Description of the task
Copy exactly the lines that run from the top of the listing to the line containing "import React from", both ends included, and omit the pictures.
— Begin Supplied information —
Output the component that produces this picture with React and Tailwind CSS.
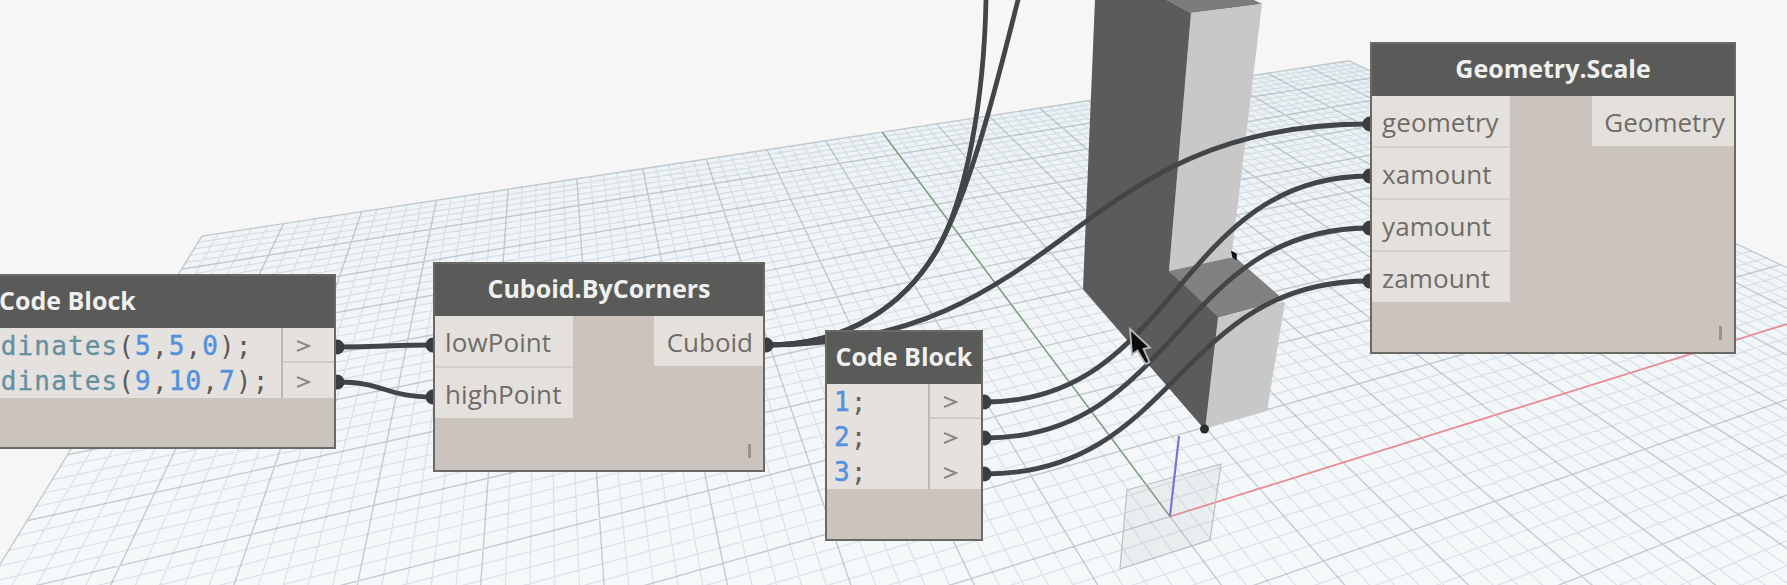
import React from "react";

// Projects a point of the ground plane (in major grid units) onto the canvas.
function project(u, v) {
  const w = 0.0344 * u + 0.085 * v + 1;
  const x = (132.8 * u + 46.2 * v + 1170) / w;
  const y = (-11.1 * u - 27.2 * v + 516.5) / w;
  return x.toFixed(1) + " " + y.toFixed(1);
}

const FRONT = -5;
const BACK = 10;
const SIDE = 10;

function gridPath(major) {
  let d = "";
  for (let i = -SIDE * 5; i <= SIDE * 5; i++) {
    if ((i % 5 === 0) !== major) continue;
    d += `M${project(i / 5, FRONT)}L${project(i / 5, BACK)}`;
  }
  for (let i = FRONT * 5; i <= BACK * 5; i++) {
    if ((i % 5 === 0) !== major) continue;
    d += `M${project(-SIDE, i / 5)}L${project(SIDE, i / 5)}`;
  }
  return d;
}

const MINOR = gridPath(false);
const MAJOR = gridPath(true);
const GROUND = `M${project(-SIDE, FRONT)}L${project(-SIDE, BACK)}L${project(SIDE, BACK)}L${project(SIDE, FRONT)}Z`;

function wire(x1, y1, x2, y2) {
  const c = (x2 - x1) / 2;
  return `M${x1} ${y1}C${x1 + c} ${y1} ${x2 - c} ${y2} ${x2} ${y2}`;
}

const WIRES = [
  wire(337, 347, 433, 345),
  wire(337, 382, 433, 397),
  wire(767, 345, 1369, 124),
  wire(985, 402, 1369, 176),
  wire(985, 438, 1369, 228),
  wire(985, 474, 1369, 281),
  "M767 345C850 345 906 303 937 250C966 200 984 100 986 0V-4",
  "M767 345C850 345 906 303 937 250C972 188 998 78 1018 0V-4",
];

const ENDS = [
  [337, 347], [337, 382], [433, 345], [433, 397], [766, 345],
  [984, 402], [984, 438], [984, 474],
  [1370, 124], [1370, 176], [1370, 228], [1370, 281],
];

function Scene() {
  return (
    <svg className="absolute inset-0" width="1787" height="585" viewBox="0 0 1787 585" fill="none">
      <defs>
        <linearGradient id="ground" x1="0" y1="60" x2="0" y2="585" gradientUnits="userSpaceOnUse">
          <stop offset="0" stopColor="#e9f0f4" />
          <stop offset="0.4" stopColor="#f1f5f8" />
          <stop offset="1" stopColor="#f6f9fa" />
        </linearGradient>
      </defs>
      <path d={GROUND} fill="url(#ground)" />
      <path d={MINOR} stroke="#a3b4be" strokeOpacity="0.32" strokeWidth="1.2" />
      <path d={MAJOR} stroke="#8a979d" strokeOpacity="0.45" strokeWidth="1.4" />
      <path d={`M${project(0, 0)}L${project(0, BACK)}`} stroke="#7fa183" strokeWidth="1.5" />
      <path d={`M${project(0, 0)}L${project(SIDE, 0)}`} stroke="#ee8a92" strokeWidth="1.7" />
      <path d="M1127 490L1221 464L1210 540L1120 569Z" fill="#9aa3a3" fillOpacity="0.12" stroke="#b9bfbf" strokeWidth="1.2" />
      <path d="M1179 436L1170 516" stroke="#7476d8" strokeWidth="2.2" />

      <path d="M1165 -1H1252L1262 4L1191 13Z" fill="#7c7c7c" />
      <path d="M1191 13L1262 4L1231 260L1169 272Z" fill="#c8c8c8" />
      <path d="M1169 271L1229 258H1236L1284 300L1217 318Z" fill="#818181" />
      <path d="M1217 318L1276 303L1285 302L1267 411L1204 429Z" fill="#c8c8c8" />
      <path d="M1095 -1H1165L1191 13L1169 271L1218 317L1205 430L1083 289Z" fill="#5b5b5b" />
      <path d="M1232 252l4 2v5l-3-2z" fill="#111" stroke="#111" strokeWidth="1.5" />
      <circle cx="1204.5" cy="429" r="4.5" fill="#2a2d2e" />
    </svg>
  );
}

function Wires() {
  return (
    <svg className="absolute inset-0" width="1787" height="585" viewBox="0 0 1787 585" fill="none">
      <g stroke="#434648" strokeWidth="4.800">
        {WIRES.map((d) => (
          <path key={d} d={d} />
        ))}
      </g>
      {ENDS.map(([x, y]) => (
        <circle key={x + "-" + y} cx={x} cy={y} r="7.5" fill="#3a3d3f" />
      ))}
    </svg>
  );
}

function Cursor() {
  return (
    <svg className="absolute left-[1128px] top-[327px]" width="28" height="42" viewBox="0 0 28 42">
      <path d="M2 2L4 27.500L9.500 23.500L17.500 37L21.500 35L15.500 22L22 20.500Z" fill="#0c0c0c" stroke="#b9b9b9" strokeWidth="1.800" />
    </svg>
  );
}

function Node({ place, title, titleClass = "justify-center", children, mark }) {
  return (
    <section className={`absolute flex flex-col border-2 border-[#6a6966] bg-[#cbc4be] ${place}`}>
      <header className={`flex h-[52px] shrink-0 items-center bg-[#5a5a58] pb-[2px] text-[25px] font-bold whitespace-nowrap text-[#f0f0ee] ${titleClass}`}>
        {title}
      </header>
      {children}
      {mark && <i className="mt-auto mr-[12px] mb-[12px] h-[14px] w-[3px] self-end bg-[#99928d]" />}
    </section>
  );
}

function Ports({ inputs, output, outputClass }) {
  return (
    <div className="flex items-start justify-between text-[26px]">
      <ul className="flex w-[138px] flex-col gap-[2px] bg-[#d3cfca]">
        {inputs.map((name) => (
          <li key={name} className="flex h-[50px] items-center bg-[#e4e0dc] pt-[2px] pl-[10px] tracking-[0.1px]">{name}</li>
        ))}
      </ul>
      <div className={`flex h-[50px] items-center justify-end bg-[#e4e0dc] pt-[2px] ${outputClass}`}>{output}</div>
    </div>
  );
}

function Code({ lines, arrows, pad }) {
  return (
    <div className="flex bg-[#e4e1de]">
      <div className={`flex grow flex-col overflow-hidden font-['DejaVu_Sans_Mono',monospace] text-[26px] leading-[35px] tracking-[1.13px] ${pad}`}>
        {lines}
      </div>
      <ul className="flex w-[53px] shrink-0 flex-col border-l-2 border-[#bdb9b6]">
        {arrows.map((line, i) => (
          <li key={i} className={`flex h-[35px] items-center justify-center pt-[2px] pr-[10px] text-[#8a8886] ${line ? "border-b-2 border-[#cfcbc8]" : ""}`}>
            <svg width="15" height="12" viewBox="0 0 15 12" fill="none" stroke="currentColor" strokeWidth="2">
              <path d="M1 1L13 6L1 11" />
            </svg>
          </li>
        ))}
      </ul>
    </div>
  );
}

const Fn = ({ children }) => (
  <span className="text-[#6590a0] [-webkit-text-stroke:0.3px_#6590a0]">{children}</span>
);
const Num = ({ children }) => (
  <span className="text-[#5590dc] [-webkit-text-stroke:0.5px_#5590dc]">{children}</span>
);

export default function App() {
  return (
    <main className="relative h-[585px] w-[1787px] overflow-hidden bg-[#f6f6f6] font-['Open_Sans',sans-serif] text-[#6f6c6a]">
      <Scene />
      <Wires />

      <Node place="-left-[140px] top-[274px] h-[175px] w-[476px]" title="Code Block" titleClass="pl-[137px]">
        <Code
          pad="pl-[122px] pt-[1px] text-[#5d5a58]"
          arrows={[true, false]}
          lines={
            <>
              <div className="h-[34.500px] whitespace-pre"><Fn>rdinates</Fn>(<Num>5</Num>,<Num>5</Num>,<Num>0</Num>);</div>
              <div className="h-[34.500px] whitespace-pre"><Fn>rdinates</Fn>(<Num>9</Num>,<Num>10</Num>,<Num>7</Num>);</div>
            </>
          }
        />
      </Node>

      <Node place="left-[433px] top-[262px] h-[210px] w-[332px]" title="Cuboid.ByCorners" mark>
        <Ports inputs={["lowPoint", "highPoint"]} output="Cuboid" outputClass="w-[109px] pr-[10px]" />
      </Node>

      <Node place="left-[825px] top-[330px] h-[211px] w-[158px]" title="Code Block">
        <Code
          pad="pl-[7px] pt-[1px] text-[#6a625c]"
          arrows={[true, false, false]}
          lines={
            <>
              <div><Num>1</Num>;</div>
              <div><Num>2</Num>;</div>
              <div className="h-[34px]"><Num>3</Num>;</div>
            </>
          }
        />
      </Node>

      <Node place="left-[1370px] top-[42px] h-[312px] w-[366px]" title="Geometry.Scale" mark>
        <Ports inputs={["geometry", "xamount", "yamount", "zamount"]} output="Geometry" outputClass="w-[142px] pr-[9px]" />
      </Node>

      <Cursor />
    </main>
  );
}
— End Supplied information —
Result of the task
Output the component that produces this picture with React and Tailwind CSS.
import React from "react";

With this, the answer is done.